• Instructions to follow: Set down exactly, please, each line from the one containing "Reproduce this screenshot" through the one containing "import React from", both lines included, and no other line.

• Provided data:
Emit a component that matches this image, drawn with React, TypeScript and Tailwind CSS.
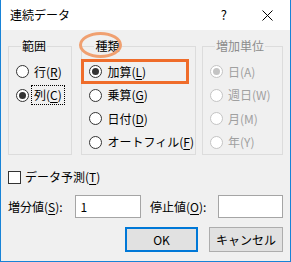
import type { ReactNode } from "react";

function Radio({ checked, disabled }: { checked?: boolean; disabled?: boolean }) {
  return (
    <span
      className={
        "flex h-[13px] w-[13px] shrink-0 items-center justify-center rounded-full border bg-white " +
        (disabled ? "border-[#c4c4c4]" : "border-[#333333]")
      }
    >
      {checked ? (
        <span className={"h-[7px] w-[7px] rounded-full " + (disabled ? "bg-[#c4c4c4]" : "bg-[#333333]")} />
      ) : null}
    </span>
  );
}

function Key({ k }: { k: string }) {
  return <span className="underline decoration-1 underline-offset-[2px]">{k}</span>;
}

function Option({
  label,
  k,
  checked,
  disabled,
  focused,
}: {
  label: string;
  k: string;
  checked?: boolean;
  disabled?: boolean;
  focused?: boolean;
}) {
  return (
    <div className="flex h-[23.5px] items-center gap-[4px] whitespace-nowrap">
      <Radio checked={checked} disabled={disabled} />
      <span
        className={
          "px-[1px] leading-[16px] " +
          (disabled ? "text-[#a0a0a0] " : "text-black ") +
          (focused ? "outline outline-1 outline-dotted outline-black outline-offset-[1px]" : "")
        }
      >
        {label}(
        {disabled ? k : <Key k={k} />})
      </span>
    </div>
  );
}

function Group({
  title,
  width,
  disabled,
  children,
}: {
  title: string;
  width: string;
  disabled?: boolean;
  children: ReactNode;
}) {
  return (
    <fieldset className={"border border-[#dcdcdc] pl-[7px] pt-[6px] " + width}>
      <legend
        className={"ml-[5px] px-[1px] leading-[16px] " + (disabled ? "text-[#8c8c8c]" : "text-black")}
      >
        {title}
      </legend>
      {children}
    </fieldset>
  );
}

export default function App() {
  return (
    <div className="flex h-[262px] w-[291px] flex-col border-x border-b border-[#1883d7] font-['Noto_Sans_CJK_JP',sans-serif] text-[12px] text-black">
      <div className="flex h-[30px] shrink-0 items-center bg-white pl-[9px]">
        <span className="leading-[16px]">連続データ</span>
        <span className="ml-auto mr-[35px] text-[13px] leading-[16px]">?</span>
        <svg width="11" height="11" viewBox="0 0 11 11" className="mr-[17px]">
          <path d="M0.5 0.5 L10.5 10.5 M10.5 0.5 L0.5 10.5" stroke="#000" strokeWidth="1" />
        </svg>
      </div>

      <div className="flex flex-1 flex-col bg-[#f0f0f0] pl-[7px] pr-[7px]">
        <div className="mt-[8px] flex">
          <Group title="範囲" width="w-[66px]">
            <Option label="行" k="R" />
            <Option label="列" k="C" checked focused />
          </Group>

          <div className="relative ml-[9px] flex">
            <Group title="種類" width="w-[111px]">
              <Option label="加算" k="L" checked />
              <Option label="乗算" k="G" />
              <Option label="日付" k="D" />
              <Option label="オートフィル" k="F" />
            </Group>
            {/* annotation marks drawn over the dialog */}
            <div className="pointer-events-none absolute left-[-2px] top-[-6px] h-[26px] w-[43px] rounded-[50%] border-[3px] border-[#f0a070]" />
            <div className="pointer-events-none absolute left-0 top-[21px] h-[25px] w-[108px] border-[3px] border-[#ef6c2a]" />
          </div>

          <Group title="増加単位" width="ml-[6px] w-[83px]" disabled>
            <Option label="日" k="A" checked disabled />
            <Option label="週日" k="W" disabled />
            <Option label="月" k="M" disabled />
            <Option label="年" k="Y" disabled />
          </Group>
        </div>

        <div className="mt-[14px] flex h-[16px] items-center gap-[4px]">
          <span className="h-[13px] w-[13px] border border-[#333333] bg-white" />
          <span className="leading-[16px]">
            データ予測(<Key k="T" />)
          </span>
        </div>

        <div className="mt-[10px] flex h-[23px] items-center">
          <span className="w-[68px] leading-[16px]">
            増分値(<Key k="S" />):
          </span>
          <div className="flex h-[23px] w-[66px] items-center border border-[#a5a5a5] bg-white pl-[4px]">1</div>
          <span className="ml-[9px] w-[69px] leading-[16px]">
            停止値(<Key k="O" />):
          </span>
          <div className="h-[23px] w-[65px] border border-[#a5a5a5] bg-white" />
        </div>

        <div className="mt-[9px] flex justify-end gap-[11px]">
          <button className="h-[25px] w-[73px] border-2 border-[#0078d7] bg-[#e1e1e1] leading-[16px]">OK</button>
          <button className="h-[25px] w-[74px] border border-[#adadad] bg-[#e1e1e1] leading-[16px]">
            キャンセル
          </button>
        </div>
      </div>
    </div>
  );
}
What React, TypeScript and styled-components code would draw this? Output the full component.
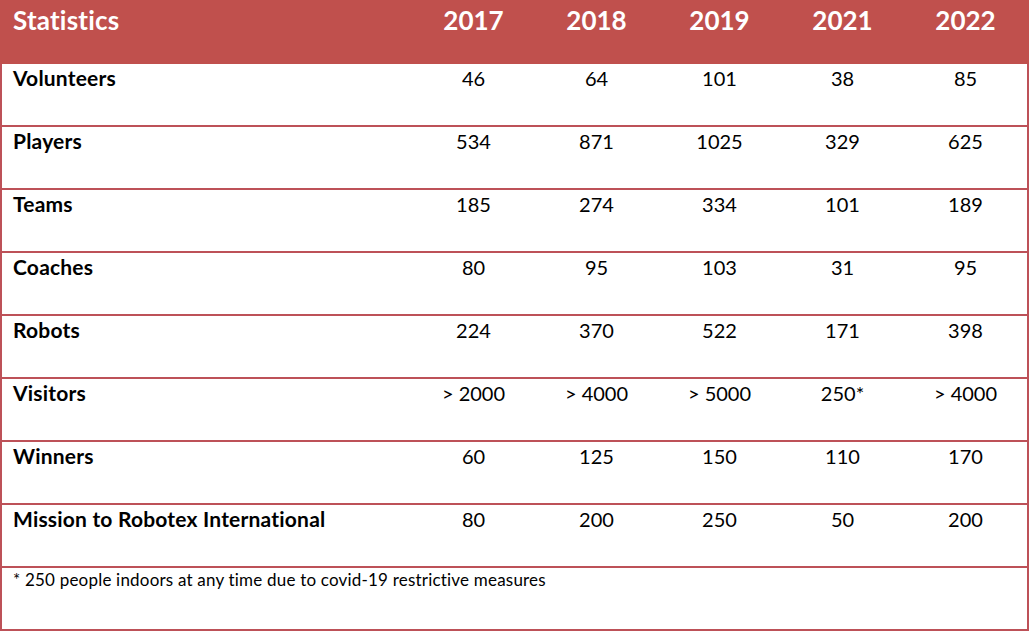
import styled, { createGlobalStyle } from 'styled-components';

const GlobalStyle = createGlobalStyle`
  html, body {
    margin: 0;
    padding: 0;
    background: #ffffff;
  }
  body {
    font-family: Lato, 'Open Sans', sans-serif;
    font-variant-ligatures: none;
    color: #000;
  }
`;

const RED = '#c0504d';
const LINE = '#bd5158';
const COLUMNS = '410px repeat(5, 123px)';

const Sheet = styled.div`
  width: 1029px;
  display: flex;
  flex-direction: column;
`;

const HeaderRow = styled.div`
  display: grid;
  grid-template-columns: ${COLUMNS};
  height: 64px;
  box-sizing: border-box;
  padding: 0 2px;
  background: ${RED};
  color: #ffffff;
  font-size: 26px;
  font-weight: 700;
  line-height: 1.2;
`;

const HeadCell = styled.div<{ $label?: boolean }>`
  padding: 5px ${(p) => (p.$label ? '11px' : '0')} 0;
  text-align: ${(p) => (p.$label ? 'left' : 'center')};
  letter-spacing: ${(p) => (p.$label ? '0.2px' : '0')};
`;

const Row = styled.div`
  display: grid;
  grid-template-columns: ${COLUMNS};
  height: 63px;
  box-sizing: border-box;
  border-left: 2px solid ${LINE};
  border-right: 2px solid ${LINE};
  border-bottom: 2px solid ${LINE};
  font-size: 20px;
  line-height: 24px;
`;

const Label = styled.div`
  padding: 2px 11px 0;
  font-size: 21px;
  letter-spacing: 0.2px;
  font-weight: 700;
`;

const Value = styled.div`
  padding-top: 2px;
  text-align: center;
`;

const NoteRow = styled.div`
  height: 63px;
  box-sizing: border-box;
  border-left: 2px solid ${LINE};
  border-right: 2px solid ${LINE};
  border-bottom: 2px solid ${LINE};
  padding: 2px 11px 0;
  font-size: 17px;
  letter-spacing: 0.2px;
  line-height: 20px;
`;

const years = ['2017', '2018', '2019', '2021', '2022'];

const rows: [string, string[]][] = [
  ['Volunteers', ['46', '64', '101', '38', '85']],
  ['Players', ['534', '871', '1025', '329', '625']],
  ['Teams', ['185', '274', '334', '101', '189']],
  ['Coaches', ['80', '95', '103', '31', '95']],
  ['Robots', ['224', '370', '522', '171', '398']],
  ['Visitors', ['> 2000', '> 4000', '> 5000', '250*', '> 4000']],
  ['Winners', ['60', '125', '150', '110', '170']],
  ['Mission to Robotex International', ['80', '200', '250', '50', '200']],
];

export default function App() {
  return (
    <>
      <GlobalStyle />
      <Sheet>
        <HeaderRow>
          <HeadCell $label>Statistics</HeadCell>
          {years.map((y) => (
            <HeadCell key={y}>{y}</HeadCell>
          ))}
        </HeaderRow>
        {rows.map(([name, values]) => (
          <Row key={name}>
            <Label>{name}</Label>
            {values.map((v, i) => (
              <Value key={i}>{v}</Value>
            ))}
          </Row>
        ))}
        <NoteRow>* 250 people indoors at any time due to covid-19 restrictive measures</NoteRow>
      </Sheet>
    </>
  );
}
* * *
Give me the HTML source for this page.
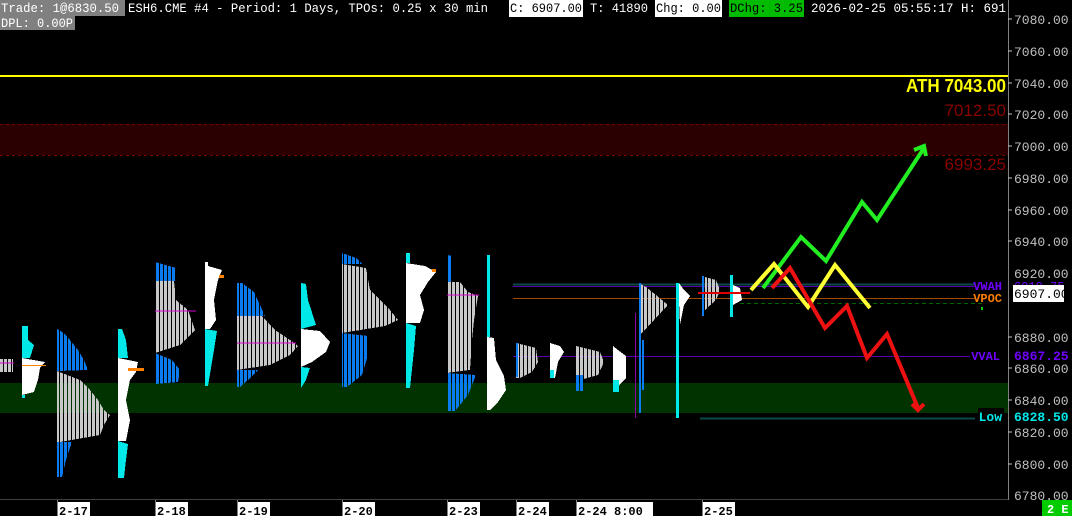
==
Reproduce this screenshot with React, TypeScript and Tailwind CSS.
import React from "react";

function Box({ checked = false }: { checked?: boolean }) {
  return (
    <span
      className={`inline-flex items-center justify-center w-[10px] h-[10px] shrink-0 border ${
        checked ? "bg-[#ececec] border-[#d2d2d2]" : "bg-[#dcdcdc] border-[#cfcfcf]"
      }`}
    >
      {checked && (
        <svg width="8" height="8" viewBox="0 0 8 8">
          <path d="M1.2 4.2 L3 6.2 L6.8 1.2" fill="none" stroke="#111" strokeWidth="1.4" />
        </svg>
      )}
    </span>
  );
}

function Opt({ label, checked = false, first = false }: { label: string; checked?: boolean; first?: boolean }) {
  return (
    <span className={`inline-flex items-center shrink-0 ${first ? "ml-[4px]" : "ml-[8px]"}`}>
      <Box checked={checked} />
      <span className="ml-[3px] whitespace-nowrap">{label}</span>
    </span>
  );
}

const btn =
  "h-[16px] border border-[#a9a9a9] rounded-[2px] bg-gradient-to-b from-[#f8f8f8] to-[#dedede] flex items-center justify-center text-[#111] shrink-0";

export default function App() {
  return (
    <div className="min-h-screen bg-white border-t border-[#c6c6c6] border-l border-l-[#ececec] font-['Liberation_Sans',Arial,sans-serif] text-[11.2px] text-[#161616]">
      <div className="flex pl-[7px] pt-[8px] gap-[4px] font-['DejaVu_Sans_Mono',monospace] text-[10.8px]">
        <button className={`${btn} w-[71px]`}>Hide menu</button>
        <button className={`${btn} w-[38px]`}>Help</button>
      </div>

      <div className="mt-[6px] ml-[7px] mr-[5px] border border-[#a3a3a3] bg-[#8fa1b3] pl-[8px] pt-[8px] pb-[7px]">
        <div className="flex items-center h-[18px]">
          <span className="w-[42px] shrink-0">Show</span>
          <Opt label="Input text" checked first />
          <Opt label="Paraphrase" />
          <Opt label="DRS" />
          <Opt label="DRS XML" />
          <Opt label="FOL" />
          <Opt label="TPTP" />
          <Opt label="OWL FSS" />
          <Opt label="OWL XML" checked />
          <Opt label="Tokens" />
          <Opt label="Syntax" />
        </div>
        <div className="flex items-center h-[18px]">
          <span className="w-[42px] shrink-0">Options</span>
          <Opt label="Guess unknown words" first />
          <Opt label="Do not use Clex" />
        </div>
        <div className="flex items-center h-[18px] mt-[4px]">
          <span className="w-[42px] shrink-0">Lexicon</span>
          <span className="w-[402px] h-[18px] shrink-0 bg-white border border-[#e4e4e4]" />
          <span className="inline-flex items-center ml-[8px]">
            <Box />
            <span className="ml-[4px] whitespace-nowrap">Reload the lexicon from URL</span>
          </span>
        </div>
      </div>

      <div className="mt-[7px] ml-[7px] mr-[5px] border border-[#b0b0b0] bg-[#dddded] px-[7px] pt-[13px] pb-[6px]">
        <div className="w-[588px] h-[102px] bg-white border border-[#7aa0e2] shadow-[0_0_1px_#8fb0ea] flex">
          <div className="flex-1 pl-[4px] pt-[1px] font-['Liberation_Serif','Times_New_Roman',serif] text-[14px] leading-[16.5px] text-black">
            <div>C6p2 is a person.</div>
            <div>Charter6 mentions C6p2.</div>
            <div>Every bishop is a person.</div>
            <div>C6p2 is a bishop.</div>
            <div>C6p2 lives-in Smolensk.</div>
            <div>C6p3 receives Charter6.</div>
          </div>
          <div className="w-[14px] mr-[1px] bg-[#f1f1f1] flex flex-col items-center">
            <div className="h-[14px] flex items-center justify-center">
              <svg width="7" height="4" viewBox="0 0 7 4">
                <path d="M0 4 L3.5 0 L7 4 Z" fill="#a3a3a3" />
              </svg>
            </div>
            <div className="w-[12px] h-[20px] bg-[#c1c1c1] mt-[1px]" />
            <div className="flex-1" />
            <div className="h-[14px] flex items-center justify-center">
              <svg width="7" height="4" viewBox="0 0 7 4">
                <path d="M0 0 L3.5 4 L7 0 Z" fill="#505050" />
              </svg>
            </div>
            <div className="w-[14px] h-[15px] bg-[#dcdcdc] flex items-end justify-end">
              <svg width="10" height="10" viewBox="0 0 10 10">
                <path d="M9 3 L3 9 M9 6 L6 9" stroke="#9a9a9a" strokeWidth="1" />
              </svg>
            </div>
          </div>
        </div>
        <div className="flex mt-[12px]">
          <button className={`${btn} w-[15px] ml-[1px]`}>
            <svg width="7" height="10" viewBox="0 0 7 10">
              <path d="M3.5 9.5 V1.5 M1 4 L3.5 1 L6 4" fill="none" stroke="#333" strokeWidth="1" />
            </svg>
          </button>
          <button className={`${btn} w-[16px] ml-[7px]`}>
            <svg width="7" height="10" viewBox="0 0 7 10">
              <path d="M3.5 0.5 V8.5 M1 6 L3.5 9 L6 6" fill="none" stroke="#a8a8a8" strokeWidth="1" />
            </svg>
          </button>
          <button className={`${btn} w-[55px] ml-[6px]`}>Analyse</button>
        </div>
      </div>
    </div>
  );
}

• Task output:
Reproduce this screenshot with React, TypeScript and Tailwind CSS.
import React from "react";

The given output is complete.